The public outcry is still palpable in Quebec, one month later, over a jury's decision to find a man who stabbed to death his two children not criminally responsible for his actions.
That anger will be on display Saturday, as people demonstrate at 14 cities across Quebec.
They will protest a jury's decision in the murder case of Guy Turcotte, a former cardiologist who stabbed his children 46 times while they were lying in their beds.
Mr. Turcotte admitted to having caused the deaths in 2009, but he denied criminal intent. He said he only remembered flashes of what happened that evening but couldn't explain why he killed the children.
Protest organizers say people are citing different reasons for attending: some are angry with the justice system, some are angry at the verdict, and others want jury trials abolished.
Others have said they want Ottawa to adopt stricter guidelines for when a not-criminally-responsible verdict can be rendered.
One thing the protesters agree on is their stated desire to pay tribute to the young victims - Anne Sophie, 3, and Olivier, 5.
"The goal of our protest is to advance the cause - what's at the heart of it is children's rights," said Marie-Josee Gadoury, a mother of three who is organizing an event south of Montreal in St-Jean-Sur-Richelieu.
"When you see a judgment like the one Turcotte got, it just sends you for a loop."
The public response has been considerable, at least on paper: over 3,000 people are signed up to attend the Montreal and Quebec City events, combined. A dozen other cities are scheduled to have events.
Mr. Turcotte claimed he was despondent over the breakup of his marriage with Isabelle Gaston and was pushed over the edge upon learning that she had been having an affair with her personal trainer.
The prosecution failed to get a conviction on two counts of first-degree murder. But much has happened since the jury came back with its verdict on July 5th.
The Crown has said it's appealing the verdict because it believes the judge erred in law in his instructions to the jury. It has also asked the Quebec Court of Appeal to hear the case.
In the meantime, on Aug. 12, Mr. Turcotte goes before a mental health tribunal which will determine whether he is fit to be released of if he should stay detained for another year.
After initially saying she wanted nothing more to do with courts, Ms. Gaston, the children's mother, publicly said she supported the Crown's decision to appeal and was prepared to testify again if needed.
Organizers say that Ms. Gaston's about-face has encouraged others to get involved and fight for change.
Karine Lavoie, who will attend the Gatineau protest, said the public perception that there was an injustice with this verdict hasn't changed despite the month that has passed.

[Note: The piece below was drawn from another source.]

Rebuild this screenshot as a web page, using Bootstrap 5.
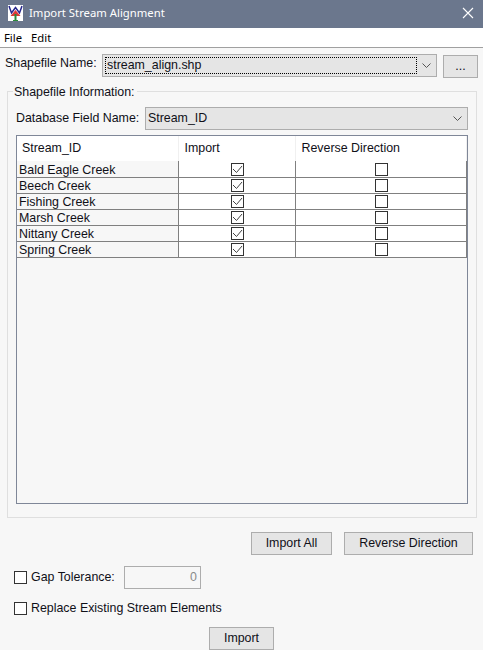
<!DOCTYPE html>
<html lang="en">
<head>
    <meta charset="UTF-8">
    <title>Import Stream Alignment</title>
    <link href="https://cdn.jsdelivr.net/npm/bootstrap@5.3.2/dist/css/bootstrap.min.css" rel="stylesheet">
    <style>
        html, body {
            height: 650px;
            overflow: hidden;
        }
        body {
            background-color: #f7f7f7;
            font-family: "Liberation Sans", Arial, sans-serif;
            font-size: 12.4px;
            line-height: 15px;
            color: #101018;
            white-space: nowrap;
        }
        .win-title {
            height: 28px;
            background-color: #6b778d;
            color: #fff;
            font-family: "Noto Sans", sans-serif;
            font-size: 11.3px;
            padding: 0 9px 3px 8px;
        }
        .app-logo {
            margin-right: 6px;
        }
        .win-menu {
            height: 20px;
            background-color: #fff;
            border-bottom: 1px solid #a0a0a0;
            font-family: "Noto Sans", sans-serif;
            font-size: 11.3px;
            padding-left: 4px;
            gap: 9px;
            color: #000;
        }
        .file-row {
            padding: 6px 5px 0 5px;
            height: 36px;
        }
        .file-label {
            width: 92px;
            margin-top: 2px;
        }
        .fake-combo {
            height: 23px;
            background-color: #e5e5e5;
            border: 1px solid #adadad;
            padding: 0 5px 0 2px;
        }
        .fake-combo svg {
            flex: none;
        }
        .file-combo {
            width: 335px;
            margin-left: 5px;
            padding: 2px 5px 2px 2px;
        }
        .dotted-box {
            border: 1px dotted #000;
            height: 17px;
            line-height: 15px;
            padding-left: 1px;
            margin-right: 5px;
        }
        .win-btn {
            height: 23px;
            background-color: #e5e5e5;
            border: 1px solid #adadad;
            border-radius: 0;
            padding: 0;
            font-size: 12.4px;
            line-height: 15px;
            color: #101018;
        }
        .dots-btn {
            width: 35px;
            margin-left: 6px;
            margin-top: 1px;
        }
        .info-box {
            position: relative;
            margin: 7px 7px 0 7px;
            width: 470px;
            height: 427px;
            border: 1px solid #dfdfdf;
            padding: 15px 8px 0 8px;
        }
        .info-legend {
            position: absolute;
            left: 5px;
            top: -7px;
            background-color: #f7f7f7;
            padding: 0 2px 0 1px;
        }
        .field-label {
            width: 129px;
        }
        .field-combo {
            width: 323px;
        }
        .grid-wrap {
            height: 369px;
            margin-top: 5px;
            border: 1px solid #7f8798;
        }
        .stream-table {
            table-layout: fixed;
            width: 449px;
            border-collapse: collapse;
        }
        .stream-table th {
            height: 25px;
            font-weight: 400;
            background-color: #fff;
            padding: 0 0 0 5px;
            border-right: 1px solid #f0f0f0;
        }
        .stream-table th + th {
            padding-left: 6px;
        }
        .stream-table td {
            height: 16px;
            padding: 0 0 0 2px;
            background-color: #fff;
            border-right: 1px solid #808080;
            border-bottom: 1px solid #808080;
            line-height: 14px;
            vertical-align: bottom;
        }
        .stream-table td:first-child {
            background-color: #f7f7f7;
        }
        .tick-box {
            display: block;
            margin: 0 auto 1px auto;
        }
        .action-row {
            padding: 14px 10px 0 0;
            gap: 12px;
        }
        .import-all-btn {
            width: 81px;
        }
        .reverse-btn {
            width: 129px;
        }
        .gap-row {
            padding: 11px 0 0 14px;
        }
        .gap-input {
            width: 77px;
            height: 23px;
            margin-left: 9px;
            border: 1px solid #adadad;
            color: #8a8a8a;
            padding-right: 3px;
            line-height: 21px;
        }
        .replace-row {
            padding: 12px 0 0 14px;
        }
        .box-label {
            margin-left: 4px;
        }
        .main-import-btn {
            width: 65px;
            margin-top: 11px;
        }
        .col-name {
            width: 161px;
        }
        .col-import {
            width: 117px;
        }
        .col-reverse {
            width: 171px;
        }
    </style>
</head>
<body>

<div class="win-title d-flex align-items-center">
    <svg width="15" height="16" viewBox="0 0 15 16" class="app-logo flex-shrink-0">
        <rect width="15" height="16" fill="#fff"/>
        <path d="M1 1l2.500 7L7.500 2.500 11.500 8 14 1" fill="none" stroke="#26268c" stroke-width="1.500"/>
        <path d="M2.500 11L7.500 5 12.500 11z" fill="#dc3a3a"/>
        <path d="M7.500 9v7" stroke="#2a8a3a" stroke-width="2"/>
        <path d="M5 15.500h5" stroke="#2a8a3a"/>
    </svg>
    <span>Import Stream Alignment</span>
    <svg width="12" height="12" viewBox="0 0 12 12" class="ms-auto">
        <path d="M1 1l10 10M11 1L1 11" stroke="#fff" stroke-width="1.100"/>
    </svg>
</div>

<div class="win-menu d-flex align-items-center">
    <span>File</span>
    <span>Edit</span>
</div>

<div class="file-row d-flex">
    <span class="file-label">Shapefile Name:</span>
    <div class="fake-combo file-combo d-flex align-items-center">
        <div class="dotted-box flex-grow-1">stream_align.shp</div>
        <svg width="9" height="5" viewBox="0 0 9 5"><path d="M.5 .5l4 4 4-4" fill="none" stroke="#555"/></svg>
    </div>
    <button type="button" class="btn win-btn dots-btn">...</button>
</div>

<div class="info-box">
    <span class="info-legend">Shapefile Information:</span>
    <div class="d-flex align-items-center">
        <span class="field-label">Database Field Name:</span>
        <div class="fake-combo field-combo d-flex align-items-center justify-content-between">
            <span>Stream_ID</span>
            <svg width="9" height="5" viewBox="0 0 9 5"><path d="M.5 .5l4 4 4-4" fill="none" stroke="#555"/></svg>
        </div>
    </div>
    <div class="grid-wrap">
        <table class="stream-table">
            <colgroup>
                <col class="col-name">
                <col class="col-import">
                <col class="col-reverse">
            </colgroup>
            <thead>
                <tr><th>Stream_ID</th><th>Import</th><th>Reverse Direction</th></tr>
            </thead>
            <tbody id="rows"></tbody>
        </table>
    </div>
</div>

<div class="action-row d-flex justify-content-end">
    <button type="button" class="btn win-btn import-all-btn">Import All</button>
    <button type="button" class="btn win-btn reverse-btn">Reverse Direction</button>
</div>

<div class="gap-row d-flex align-items-center">
    <svg width="13" height="13" viewBox="0 0 13 13"><rect x=".5" y=".5" width="12" height="12" fill="#fff" stroke="#333"/></svg>
    <span class="box-label">Gap Tolerance:</span>
    <div class="gap-input text-end">0</div>
</div>

<div class="replace-row d-flex align-items-center">
    <svg width="13" height="13" viewBox="0 0 13 13"><rect x=".5" y=".5" width="12" height="12" fill="#fff" stroke="#333"/></svg>
    <span class="box-label">Replace Existing Stream Elements</span>
</div>

<div class="d-flex justify-content-center">
    <button type="button" class="btn win-btn main-import-btn">Import</button>
</div>

<script>
    // grid rows
    const streams = ['Bald Eagle Creek', 'Beech Creek', 'Fishing Creek', 'Marsh Creek', 'Nittany Creek', 'Spring Creek'];
    const checked = '<svg class="tick-box" width="13" height="13" viewBox="0 0 13 13"><rect x=".5" y=".5" width="12" height="12" fill="#fff" stroke="#333"/><path d="M2 6l3.500 3.500L11 3" fill="none" stroke="#444"/></svg>';
    const empty = '<svg class="tick-box" width="13" height="13" viewBox="0 0 13 13"><rect x=".5" y=".5" width="12" height="12" fill="#fff" stroke="#333"/></svg>';
    document.getElementById('rows').innerHTML = streams.map(name =>
        `<tr><td>${name}</td><td>${checked}</td><td>${empty}</td></tr>`
    ).join('');
</script>

<script src="https://cdn.jsdelivr.net/npm/bootstrap@5.3.2/dist/js/bootstrap.bundle.min.js"></script>
</body>
</html>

"I don't think it has died down, instead I think it's just as intense and people are just as angry and just as disappointed," Ms. Lavoie said.
"It's not surprising people would be upset by this situation."

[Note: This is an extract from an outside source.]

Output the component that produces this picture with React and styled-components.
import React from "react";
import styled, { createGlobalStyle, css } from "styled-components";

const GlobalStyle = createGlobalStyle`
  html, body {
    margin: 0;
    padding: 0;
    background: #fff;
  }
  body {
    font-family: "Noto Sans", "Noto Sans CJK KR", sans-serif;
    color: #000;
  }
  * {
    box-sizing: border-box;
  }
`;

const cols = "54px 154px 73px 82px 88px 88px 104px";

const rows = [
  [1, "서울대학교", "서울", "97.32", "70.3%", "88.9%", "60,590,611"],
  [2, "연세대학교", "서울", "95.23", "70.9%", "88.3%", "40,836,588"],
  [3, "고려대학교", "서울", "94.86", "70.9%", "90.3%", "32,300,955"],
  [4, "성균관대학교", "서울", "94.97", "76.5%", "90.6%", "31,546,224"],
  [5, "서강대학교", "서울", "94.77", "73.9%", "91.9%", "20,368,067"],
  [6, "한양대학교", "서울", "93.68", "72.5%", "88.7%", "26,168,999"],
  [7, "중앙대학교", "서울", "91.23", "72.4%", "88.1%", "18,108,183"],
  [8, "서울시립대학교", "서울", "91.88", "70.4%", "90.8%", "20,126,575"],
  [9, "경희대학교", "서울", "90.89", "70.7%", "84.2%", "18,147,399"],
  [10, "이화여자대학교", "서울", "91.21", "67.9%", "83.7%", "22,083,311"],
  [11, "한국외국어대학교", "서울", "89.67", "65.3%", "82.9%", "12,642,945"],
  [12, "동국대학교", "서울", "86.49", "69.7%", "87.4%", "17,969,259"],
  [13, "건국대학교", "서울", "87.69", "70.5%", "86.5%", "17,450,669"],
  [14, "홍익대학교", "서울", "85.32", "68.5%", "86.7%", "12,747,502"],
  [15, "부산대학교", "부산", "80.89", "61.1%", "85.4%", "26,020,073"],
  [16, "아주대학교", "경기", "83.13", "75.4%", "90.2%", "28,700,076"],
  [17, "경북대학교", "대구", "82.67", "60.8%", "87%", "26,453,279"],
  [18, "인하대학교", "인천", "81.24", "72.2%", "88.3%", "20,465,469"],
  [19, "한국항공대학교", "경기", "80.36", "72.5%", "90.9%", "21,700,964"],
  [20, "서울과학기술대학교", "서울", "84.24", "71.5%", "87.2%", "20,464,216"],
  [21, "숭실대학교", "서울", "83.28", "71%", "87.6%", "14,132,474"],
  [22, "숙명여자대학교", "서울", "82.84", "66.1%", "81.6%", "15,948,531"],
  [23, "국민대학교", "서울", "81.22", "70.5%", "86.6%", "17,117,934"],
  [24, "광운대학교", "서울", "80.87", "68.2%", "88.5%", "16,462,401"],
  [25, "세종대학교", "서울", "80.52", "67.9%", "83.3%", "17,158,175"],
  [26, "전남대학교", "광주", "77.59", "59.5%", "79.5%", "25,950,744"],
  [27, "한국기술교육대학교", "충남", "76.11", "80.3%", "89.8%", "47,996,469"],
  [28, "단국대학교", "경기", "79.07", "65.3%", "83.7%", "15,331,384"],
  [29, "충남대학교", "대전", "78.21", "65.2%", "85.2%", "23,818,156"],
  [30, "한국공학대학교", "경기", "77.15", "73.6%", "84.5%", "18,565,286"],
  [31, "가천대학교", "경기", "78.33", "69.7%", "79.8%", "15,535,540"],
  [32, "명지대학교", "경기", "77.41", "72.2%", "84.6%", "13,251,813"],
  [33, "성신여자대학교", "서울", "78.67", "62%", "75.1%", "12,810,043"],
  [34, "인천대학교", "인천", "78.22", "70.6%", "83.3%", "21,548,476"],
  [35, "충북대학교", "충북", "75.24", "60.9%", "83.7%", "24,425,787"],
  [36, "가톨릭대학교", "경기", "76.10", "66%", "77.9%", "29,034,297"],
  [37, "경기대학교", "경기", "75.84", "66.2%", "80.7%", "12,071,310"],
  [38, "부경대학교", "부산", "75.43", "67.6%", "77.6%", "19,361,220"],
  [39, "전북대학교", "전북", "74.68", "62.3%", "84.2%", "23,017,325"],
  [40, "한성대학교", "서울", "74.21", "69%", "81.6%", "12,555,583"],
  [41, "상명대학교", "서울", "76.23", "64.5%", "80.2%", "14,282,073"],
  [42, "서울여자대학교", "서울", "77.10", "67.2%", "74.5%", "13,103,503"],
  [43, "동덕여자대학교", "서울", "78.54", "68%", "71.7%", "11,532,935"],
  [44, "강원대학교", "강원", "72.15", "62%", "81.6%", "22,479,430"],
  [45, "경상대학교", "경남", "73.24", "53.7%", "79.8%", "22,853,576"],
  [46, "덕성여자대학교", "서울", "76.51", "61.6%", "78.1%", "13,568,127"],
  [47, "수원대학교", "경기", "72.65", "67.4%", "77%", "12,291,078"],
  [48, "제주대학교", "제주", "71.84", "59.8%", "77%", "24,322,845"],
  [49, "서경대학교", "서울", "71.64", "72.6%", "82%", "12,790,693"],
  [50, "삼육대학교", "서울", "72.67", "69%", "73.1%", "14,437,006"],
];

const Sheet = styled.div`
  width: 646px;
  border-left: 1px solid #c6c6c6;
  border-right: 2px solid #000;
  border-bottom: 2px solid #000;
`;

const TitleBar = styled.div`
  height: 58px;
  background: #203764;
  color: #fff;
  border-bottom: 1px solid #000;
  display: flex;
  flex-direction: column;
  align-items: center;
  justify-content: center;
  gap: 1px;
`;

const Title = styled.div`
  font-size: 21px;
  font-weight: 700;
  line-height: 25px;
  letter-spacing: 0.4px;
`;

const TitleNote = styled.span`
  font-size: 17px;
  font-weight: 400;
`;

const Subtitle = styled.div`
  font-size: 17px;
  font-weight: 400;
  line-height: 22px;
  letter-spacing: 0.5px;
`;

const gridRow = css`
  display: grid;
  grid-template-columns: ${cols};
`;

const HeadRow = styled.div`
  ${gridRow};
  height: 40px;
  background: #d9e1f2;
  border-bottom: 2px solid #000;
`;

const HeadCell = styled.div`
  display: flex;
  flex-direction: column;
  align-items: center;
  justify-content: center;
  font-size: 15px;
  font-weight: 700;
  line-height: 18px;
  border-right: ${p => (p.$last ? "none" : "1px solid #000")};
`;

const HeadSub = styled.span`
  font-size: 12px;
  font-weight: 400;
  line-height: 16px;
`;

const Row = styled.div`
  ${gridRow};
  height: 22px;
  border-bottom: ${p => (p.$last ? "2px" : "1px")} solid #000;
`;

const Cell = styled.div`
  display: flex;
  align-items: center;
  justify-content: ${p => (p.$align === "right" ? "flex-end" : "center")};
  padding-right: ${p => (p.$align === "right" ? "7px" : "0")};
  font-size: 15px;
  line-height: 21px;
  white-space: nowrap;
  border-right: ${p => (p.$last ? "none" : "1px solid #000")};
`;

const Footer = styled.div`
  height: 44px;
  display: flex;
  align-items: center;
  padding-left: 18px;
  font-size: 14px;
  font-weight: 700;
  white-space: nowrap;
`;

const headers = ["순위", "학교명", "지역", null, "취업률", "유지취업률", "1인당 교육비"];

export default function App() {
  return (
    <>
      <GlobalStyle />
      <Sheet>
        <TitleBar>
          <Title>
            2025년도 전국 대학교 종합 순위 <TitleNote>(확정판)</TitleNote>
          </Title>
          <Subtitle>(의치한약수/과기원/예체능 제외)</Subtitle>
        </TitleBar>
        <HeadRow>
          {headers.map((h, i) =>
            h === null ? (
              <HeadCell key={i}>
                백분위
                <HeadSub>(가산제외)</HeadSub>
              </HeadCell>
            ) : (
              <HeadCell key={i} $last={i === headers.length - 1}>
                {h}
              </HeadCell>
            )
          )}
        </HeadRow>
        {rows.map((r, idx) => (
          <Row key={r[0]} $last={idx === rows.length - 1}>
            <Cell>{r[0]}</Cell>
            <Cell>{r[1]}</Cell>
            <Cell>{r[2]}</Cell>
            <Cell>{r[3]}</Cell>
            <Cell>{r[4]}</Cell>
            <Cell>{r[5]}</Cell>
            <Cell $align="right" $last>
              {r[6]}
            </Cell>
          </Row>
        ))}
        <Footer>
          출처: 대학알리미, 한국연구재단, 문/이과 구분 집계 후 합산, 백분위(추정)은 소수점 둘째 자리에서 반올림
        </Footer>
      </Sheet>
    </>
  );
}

The protest movement was unintentionally started by a couple of 14-year-olds.
Laurie, who asked that her last name not be used for security reasons, started a group on Facebook dubbed, "Against the Verdict of the Guy Turcotte trial," shortly after the decision came down.
"We didn't understand how the jury could have come to this decision and we created a page in the hopes that some friends would express their opinion," Laurie said in a telephone interview.
"We thought maybe 30 or 50 people would join the group but we were overwhelmed."
As of this week, more than 22,000 people signed up for the page and the debate has been heated.
Other event organizers confided they were subjected to threats and taunts online. They took flak from detractors who said they agreed with the verdict, and others who said they preferred the status quo.
"We don't have they same way of thinking, but we all have the same goal: protecting children," Gadoury said.
"Some people are going to be angry at the verdict, some are angry with how the justice system works, everyone has different reasons, but the (goal on Saturday) is to advance the cause."
As far as Laurie is concerned, the young victims in this case should be remembered.
"It's still a murder and a murder is unforgivable," Laurie said.
"Anne-Sophie and Oliver had a right to their life."